When the trucking industry uses the appropriations bill process to sway votes, what do you think is their primary motivation: Safety or Profit?

See what you think:

“Foxx said Republicans are conducting an end run around the normal legislative process by including the trucking provisions in his agency’s funding bill.

What’s happening is the appropriations process is now being used to create policy, which, when it comes to safety, that’s a real problem because it leaves us without a process with which we can articulate the concerns we have, he said. You can expect us to be very vocal about these issues, and my hope is that folks won’t only reconsider the merits of some of the issues, but also some of the processes that some of these issues are dealt with, because there’s a much better process available.

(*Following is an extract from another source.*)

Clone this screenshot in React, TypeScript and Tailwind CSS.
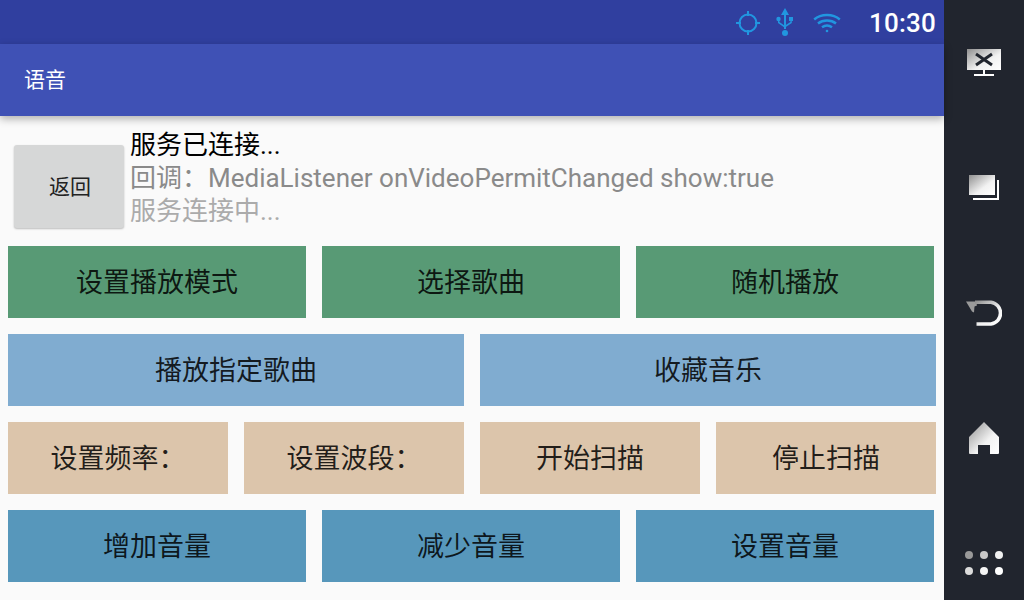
const font = '[font-family:Roboto,"Noto_Sans_CJK_SC",sans-serif]';

function Btn({ label, bg, w }: { label: string; bg: string; w: string }) {
  return (
    <div className={`${bg} ${w} h-[72px] pt-[2px] shrink-0 flex items-center justify-center text-[27px] text-[rgba(0,0,0,0.85)]`}>
      {label}
    </div>
  );
}

function Location() {
  return (
    <svg width="24" height="24" viewBox="0 0 24 24" fill="none" stroke="#2196e0" strokeWidth="2">
      <circle cx="12" cy="12" r="8.5" />
      <path d="M12 0v5M12 19v5M0 12h5M19 12h5" />
    </svg>
  );
}

function Usb() {
  return (
    <svg width="18" height="28" viewBox="0 0 18 28" fill="#2196e0">
      <path d="M9 0l4 7h-3v14H8V7H5z" />
      <circle cx="9" cy="25" r="3" />
      <circle cx="2.5" cy="11" r="2.2" />
      <rect x="13" y="9" width="4" height="4" />
      <path d="M2 11h1.4v3l5 3.5v2l-6.4-4.5zM14.4 12h1.4v3l-6 4v-2l4.6-3z" />
    </svg>
  );
}

function Wifi() {
  return (
    <svg width="28" height="20" viewBox="0 0 28 20" fill="none" stroke="#2196e0" strokeWidth="2.4">
      <path d="M1.2 6.5C8 .5 20 .5 26.8 6.5" />
      <path d="M5 10.5c5-4 13-4 18 0" />
      <path d="M9 14.3c3-2.2 7-2.2 10 0" />
      <circle cx="14" cy="18" r="1.3" fill="#2196e0" stroke="none" />
    </svg>
  );
}

function NavIcon({ children, w, h, className }: { children: React.ReactNode; w: number; h: number; className: string }) {
  return (
    <svg className={className} width={w} height={h} viewBox={`0 0 ${w} ${h}`}>
      <defs>
        <linearGradient id="navg" x1="0" y1="0" x2="1" y2="1">
          <stop offset="0" stopColor="#8f8f8f" />
          <stop offset="0.6" stopColor="#f2f2f2" />
          <stop offset="1" stopColor="#ffffff" />
        </linearGradient>
      </defs>
      {children}
    </svg>
  );
}

export default function App() {
  return (
    <div className={`w-[1024px] h-[600px] flex overflow-hidden bg-[#fafafa] ${font}`}>
      <div className="w-[944px] h-full flex flex-col">
        <div className="h-[44px] bg-[#303f9f] flex items-center justify-end pr-[8px] pt-[1px] shrink-0">
          <Location />
          <div className="ml-[16px] mb-[1px]"><Usb /></div>
          <div className="ml-[19px]"><Wifi /></div>
          <span className="ml-[28px] pt-[1px] text-[26px] text-white [font-family:Roboto,sans-serif] font-medium tracking-[0.2px]">10:30</span>
        </div>
        <div className="h-[72px] bg-[#3f51b5] flex items-center pl-[24px] pt-[2px] text-[21px] text-white shrink-0 shadow-[0_3px_8px_rgba(0,0,0,0.3)] z-10">
          语音
        </div>
        <div className="flex items-start h-[130px] shrink-0 pl-[14px]">
          <div className="w-[110px] h-[83px] mt-[29px] pt-[2px] pl-[2px] bg-[#d6d7d7] rounded-[3px] shadow-[0_1px_2px_rgba(0,0,0,0.25)] flex items-center justify-center text-[21px] text-[#222] shrink-0">
            返回
          </div>
          <div className="ml-[6px] mt-[13px] flex flex-col text-[26px] leading-[33px]">
            <span className="text-black">服务已连接...</span>
            <span className="text-[#8a8a8a] whitespace-nowrap">回调：MediaListener onVideoPermitChanged show:true</span>
            <span className="text-[#ababab]">服务连接中...</span>
          </div>
        </div>
        <div className="flex flex-col gap-[16px] pl-[8px]">
          <div className="flex gap-[16px]">
            <Btn label="设置播放模式" bg="bg-[#589a75]" w="w-[298px]" />
            <Btn label="选择歌曲" bg="bg-[#589a75]" w="w-[298px]" />
            <Btn label="随机播放" bg="bg-[#589a75]" w="w-[298px]" />
          </div>
          <div className="flex gap-[16px]">
            <Btn label="播放指定歌曲" bg="bg-[#80acd0]" w="w-[456px]" />
            <Btn label="收藏音乐" bg="bg-[#80acd0]" w="w-[456px]" />
          </div>
          <div className="flex gap-[16px]">
            <Btn label="设置频率：" bg="bg-[#dcc5ab]" w="w-[220px]" />
            <Btn label="设置波段：" bg="bg-[#dcc5ab]" w="w-[220px]" />
            <Btn label="开始扫描" bg="bg-[#dcc5ab]" w="w-[220px]" />
            <Btn label="停止扫描" bg="bg-[#dcc5ab]" w="w-[220px]" />
          </div>
          <div className="flex gap-[16px]">
            <Btn label="增加音量" bg="bg-[#5797bb]" w="w-[298px]" />
            <Btn label="减少音量" bg="bg-[#5797bb]" w="w-[298px]" />
            <Btn label="设置音量" bg="bg-[#5797bb]" w="w-[298px]" />
          </div>
        </div>
      </div>
      <div className="w-[80px] h-full bg-[#21252e] flex flex-col items-center pt-[49px] shrink-0">
        <NavIcon className="shrink-0" w={34} h={27}>
          <rect x="0" y="0" width="34" height="21" fill="url(#navg)" />
          <path d="M9 5l16 11M25 5L9 16" stroke="#21252e" strokeWidth="3" />
          <rect x="16" y="21" width="2" height="4" fill="#fff" />
          <rect x="7" y="25" width="20" height="2" fill="#fff" />
        </NavIcon>
        <NavIcon className="shrink-0 mt-[99px]" w={31} h={25}>
          <rect x="0" y="0" width="26" height="20" fill="url(#navg)" />
          <path d="M29 5v19H4" fill="none" stroke="#fff" strokeWidth="2" />
        </NavIcon>
        <NavIcon className="shrink-0 mt-[100px]" w={36} h={26}>
          <path d="M0 1.5h10l1 4-2.5 1-.5 6-2-1z" fill="#9a9a9a" />
          <path d="M9 2.2h16a11 11 0 0 1 0 21.8H10.5" fill="none" stroke="url(#navg)" strokeWidth="3.6" />
        </NavIcon>
        <NavIcon className="shrink-0 mt-[96px]" w={30} h={32}>
          <path d="M15 0l15 15v16a1 1 0 0 1-1 1h-8V23h-12v9H1a1 1 0 0 1-1-1V15z" fill="url(#navg)" />
        </NavIcon>
        <NavIcon className="shrink-0 mt-[97px]" w={38} h={24}>
          <circle cx="4" cy="4" r="4" fill="#999" />
          <circle cx="19" cy="4" r="4" fill="#c8c8c8" />
          <circle cx="34" cy="4" r="4" fill="#f0f0f0" />
          <circle cx="4" cy="20" r="4" fill="#dcdcdc" />
          <circle cx="19" cy="20" r="4" fill="#f5f5f5" />
          <circle cx="34" cy="20" r="4" fill="#fff" />
        </NavIcon>
      </div>
    </div>
  );
}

The trucking industry offered a starkly different perspective, saying the provisions that are included in the THUD bill have been on Congress’s agenda for a long time.

These issues have been debated for years, American Trucking Association spokesman Sean McNally told The Hill on Wednesday morning, noting that lawmakers will be holding a hearing on the appropriations bill in the afternoon.

They’re the same issues we’ve been talking about for years, and now we’re going to talk about them again, he said.

McNally added the appropriations bill is fair game for the trucking provisions because it is a piece of legislation that is moving through Congress.

We obviously take a different view of the safety ramifications of these provisions, he said, describing the changes as a number of things we believe will increase output and safety.”  http://thehill.com/policy/transportation/240453-gop-spending-bill-reignites-trucking-debate

Sounds good, but just exactly how will their actions increase SAFETY? That is what I want to know.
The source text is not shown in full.